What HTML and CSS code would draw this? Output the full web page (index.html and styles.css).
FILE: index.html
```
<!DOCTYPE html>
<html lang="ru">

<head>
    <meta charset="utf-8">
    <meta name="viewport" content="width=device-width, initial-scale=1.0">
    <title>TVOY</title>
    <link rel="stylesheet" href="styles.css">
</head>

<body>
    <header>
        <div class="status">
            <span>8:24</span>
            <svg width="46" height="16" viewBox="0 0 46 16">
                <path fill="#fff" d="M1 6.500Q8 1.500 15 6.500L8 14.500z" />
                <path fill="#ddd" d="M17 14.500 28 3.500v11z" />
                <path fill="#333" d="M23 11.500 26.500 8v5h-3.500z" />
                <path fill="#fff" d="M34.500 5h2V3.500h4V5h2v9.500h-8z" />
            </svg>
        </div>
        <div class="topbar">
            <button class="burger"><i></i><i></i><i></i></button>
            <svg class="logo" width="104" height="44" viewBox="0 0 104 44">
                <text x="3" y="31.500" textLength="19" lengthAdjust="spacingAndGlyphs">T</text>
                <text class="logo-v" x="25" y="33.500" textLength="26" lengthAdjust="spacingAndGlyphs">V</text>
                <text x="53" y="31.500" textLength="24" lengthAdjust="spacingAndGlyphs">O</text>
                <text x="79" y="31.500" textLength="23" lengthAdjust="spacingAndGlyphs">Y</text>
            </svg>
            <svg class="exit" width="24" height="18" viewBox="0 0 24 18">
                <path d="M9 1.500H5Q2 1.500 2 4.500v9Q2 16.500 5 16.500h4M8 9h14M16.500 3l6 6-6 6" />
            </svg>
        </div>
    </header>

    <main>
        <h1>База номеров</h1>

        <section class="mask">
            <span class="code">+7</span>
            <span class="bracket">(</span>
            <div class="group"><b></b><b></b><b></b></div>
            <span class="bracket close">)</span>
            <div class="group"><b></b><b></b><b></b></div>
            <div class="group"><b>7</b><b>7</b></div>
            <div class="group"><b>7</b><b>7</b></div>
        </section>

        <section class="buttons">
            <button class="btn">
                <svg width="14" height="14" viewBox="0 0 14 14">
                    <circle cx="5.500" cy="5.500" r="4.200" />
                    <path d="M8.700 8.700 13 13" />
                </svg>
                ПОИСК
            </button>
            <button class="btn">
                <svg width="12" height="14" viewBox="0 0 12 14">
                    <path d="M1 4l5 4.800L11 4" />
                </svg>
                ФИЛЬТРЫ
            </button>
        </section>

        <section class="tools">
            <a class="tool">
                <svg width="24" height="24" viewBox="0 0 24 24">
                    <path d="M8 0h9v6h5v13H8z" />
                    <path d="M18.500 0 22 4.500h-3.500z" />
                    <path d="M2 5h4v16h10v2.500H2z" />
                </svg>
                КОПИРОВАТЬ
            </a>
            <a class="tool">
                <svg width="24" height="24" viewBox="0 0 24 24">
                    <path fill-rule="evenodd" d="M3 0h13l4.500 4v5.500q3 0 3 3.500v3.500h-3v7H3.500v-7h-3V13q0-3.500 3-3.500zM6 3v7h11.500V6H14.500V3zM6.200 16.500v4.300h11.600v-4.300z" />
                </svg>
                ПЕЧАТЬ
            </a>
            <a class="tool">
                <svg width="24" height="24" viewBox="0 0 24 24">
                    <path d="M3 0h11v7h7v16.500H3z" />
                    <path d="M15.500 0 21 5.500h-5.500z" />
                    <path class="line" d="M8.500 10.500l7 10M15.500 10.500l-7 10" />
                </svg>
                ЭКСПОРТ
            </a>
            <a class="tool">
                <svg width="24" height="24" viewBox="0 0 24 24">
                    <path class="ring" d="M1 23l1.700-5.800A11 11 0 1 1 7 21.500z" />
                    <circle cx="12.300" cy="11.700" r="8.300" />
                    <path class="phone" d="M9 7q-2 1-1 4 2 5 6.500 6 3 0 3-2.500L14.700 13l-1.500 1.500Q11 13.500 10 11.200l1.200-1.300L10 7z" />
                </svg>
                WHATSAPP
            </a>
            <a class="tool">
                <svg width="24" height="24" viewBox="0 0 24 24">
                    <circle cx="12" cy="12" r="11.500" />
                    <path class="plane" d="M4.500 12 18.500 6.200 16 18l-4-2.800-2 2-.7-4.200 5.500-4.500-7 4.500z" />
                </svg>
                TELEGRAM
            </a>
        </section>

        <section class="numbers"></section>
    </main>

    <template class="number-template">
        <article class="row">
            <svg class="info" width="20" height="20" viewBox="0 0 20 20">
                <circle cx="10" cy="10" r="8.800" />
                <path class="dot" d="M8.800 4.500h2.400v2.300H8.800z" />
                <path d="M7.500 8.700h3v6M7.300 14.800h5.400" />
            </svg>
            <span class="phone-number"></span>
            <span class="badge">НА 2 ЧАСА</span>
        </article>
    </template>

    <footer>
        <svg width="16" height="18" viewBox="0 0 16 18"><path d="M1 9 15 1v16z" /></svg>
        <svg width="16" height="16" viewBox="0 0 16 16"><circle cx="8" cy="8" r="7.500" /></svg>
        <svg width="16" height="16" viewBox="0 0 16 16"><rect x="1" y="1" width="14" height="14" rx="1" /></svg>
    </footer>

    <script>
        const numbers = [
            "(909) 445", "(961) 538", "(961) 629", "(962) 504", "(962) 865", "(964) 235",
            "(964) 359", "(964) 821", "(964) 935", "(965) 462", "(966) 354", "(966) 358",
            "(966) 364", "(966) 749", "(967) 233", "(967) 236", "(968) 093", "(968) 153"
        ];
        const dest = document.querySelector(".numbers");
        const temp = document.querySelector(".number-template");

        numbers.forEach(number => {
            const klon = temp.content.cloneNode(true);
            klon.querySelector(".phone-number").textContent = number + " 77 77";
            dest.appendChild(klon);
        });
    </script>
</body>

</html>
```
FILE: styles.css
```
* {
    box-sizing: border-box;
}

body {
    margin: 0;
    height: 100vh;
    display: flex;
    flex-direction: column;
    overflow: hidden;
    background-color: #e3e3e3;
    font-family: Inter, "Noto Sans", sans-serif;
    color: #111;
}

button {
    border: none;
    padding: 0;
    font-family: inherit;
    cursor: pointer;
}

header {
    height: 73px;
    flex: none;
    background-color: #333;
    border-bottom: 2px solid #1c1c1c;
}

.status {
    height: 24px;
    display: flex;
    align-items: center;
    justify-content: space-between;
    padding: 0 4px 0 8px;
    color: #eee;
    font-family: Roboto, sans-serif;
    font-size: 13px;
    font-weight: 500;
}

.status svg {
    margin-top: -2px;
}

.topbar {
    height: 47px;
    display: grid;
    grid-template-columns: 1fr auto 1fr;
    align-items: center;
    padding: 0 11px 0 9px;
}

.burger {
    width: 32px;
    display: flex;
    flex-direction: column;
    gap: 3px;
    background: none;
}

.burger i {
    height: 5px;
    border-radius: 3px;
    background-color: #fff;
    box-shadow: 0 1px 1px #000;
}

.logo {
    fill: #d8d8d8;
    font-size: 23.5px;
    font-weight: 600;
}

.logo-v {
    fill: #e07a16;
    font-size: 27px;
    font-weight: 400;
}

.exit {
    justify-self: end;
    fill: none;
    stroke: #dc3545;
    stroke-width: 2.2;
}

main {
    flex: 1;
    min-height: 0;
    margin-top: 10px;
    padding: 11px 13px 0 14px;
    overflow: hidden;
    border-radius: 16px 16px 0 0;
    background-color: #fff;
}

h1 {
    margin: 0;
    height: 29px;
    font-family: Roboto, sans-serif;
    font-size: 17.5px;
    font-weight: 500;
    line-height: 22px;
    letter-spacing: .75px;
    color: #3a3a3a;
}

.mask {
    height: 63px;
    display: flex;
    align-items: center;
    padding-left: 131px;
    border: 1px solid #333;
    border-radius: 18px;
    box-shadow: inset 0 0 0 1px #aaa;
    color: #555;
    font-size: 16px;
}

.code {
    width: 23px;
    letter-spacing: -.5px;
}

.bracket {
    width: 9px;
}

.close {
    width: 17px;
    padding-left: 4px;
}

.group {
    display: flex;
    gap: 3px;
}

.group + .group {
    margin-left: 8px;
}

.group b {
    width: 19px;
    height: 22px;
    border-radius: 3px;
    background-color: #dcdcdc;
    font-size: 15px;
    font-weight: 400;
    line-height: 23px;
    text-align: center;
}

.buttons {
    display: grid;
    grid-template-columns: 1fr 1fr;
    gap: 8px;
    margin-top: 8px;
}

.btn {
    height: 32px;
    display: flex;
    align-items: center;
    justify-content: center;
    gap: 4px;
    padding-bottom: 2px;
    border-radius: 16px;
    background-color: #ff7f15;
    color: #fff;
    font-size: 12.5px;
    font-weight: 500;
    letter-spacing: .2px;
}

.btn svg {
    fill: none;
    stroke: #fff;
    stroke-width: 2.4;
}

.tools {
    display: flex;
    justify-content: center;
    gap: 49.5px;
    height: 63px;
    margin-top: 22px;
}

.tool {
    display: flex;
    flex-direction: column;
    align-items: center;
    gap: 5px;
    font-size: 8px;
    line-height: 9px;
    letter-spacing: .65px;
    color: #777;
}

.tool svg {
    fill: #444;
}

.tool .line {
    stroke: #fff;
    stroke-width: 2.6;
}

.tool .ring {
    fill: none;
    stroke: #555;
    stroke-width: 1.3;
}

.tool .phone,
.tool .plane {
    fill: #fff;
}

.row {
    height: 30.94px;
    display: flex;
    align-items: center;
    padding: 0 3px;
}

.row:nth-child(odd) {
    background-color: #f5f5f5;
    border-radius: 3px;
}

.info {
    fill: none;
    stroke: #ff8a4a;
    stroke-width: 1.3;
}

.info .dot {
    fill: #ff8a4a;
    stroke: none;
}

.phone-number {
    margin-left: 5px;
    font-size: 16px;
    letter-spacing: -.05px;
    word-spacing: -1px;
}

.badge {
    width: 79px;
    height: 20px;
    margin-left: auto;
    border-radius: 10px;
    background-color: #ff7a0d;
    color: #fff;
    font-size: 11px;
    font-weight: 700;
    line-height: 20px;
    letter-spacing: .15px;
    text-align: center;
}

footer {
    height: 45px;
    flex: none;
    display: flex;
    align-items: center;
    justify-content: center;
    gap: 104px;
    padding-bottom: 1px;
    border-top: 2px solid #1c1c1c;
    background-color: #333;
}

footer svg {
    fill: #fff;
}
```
---
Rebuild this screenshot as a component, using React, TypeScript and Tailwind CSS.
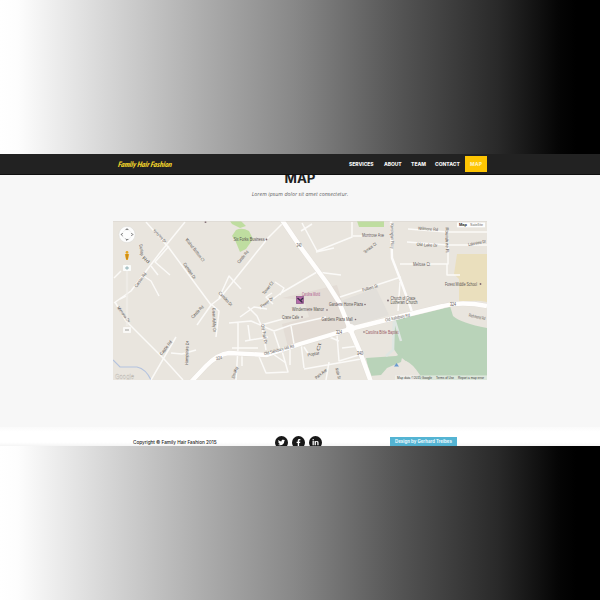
---
◆ THE PROBLEM: Copy each line in the data that holds the word "html".

◆ COMPLETED EXERCISE:
What HTML and CSS code would draw this? Output the full web page (index.html and styles.css).
FILE: index.html
<!DOCTYPE html>
<html lang="ru">
</html>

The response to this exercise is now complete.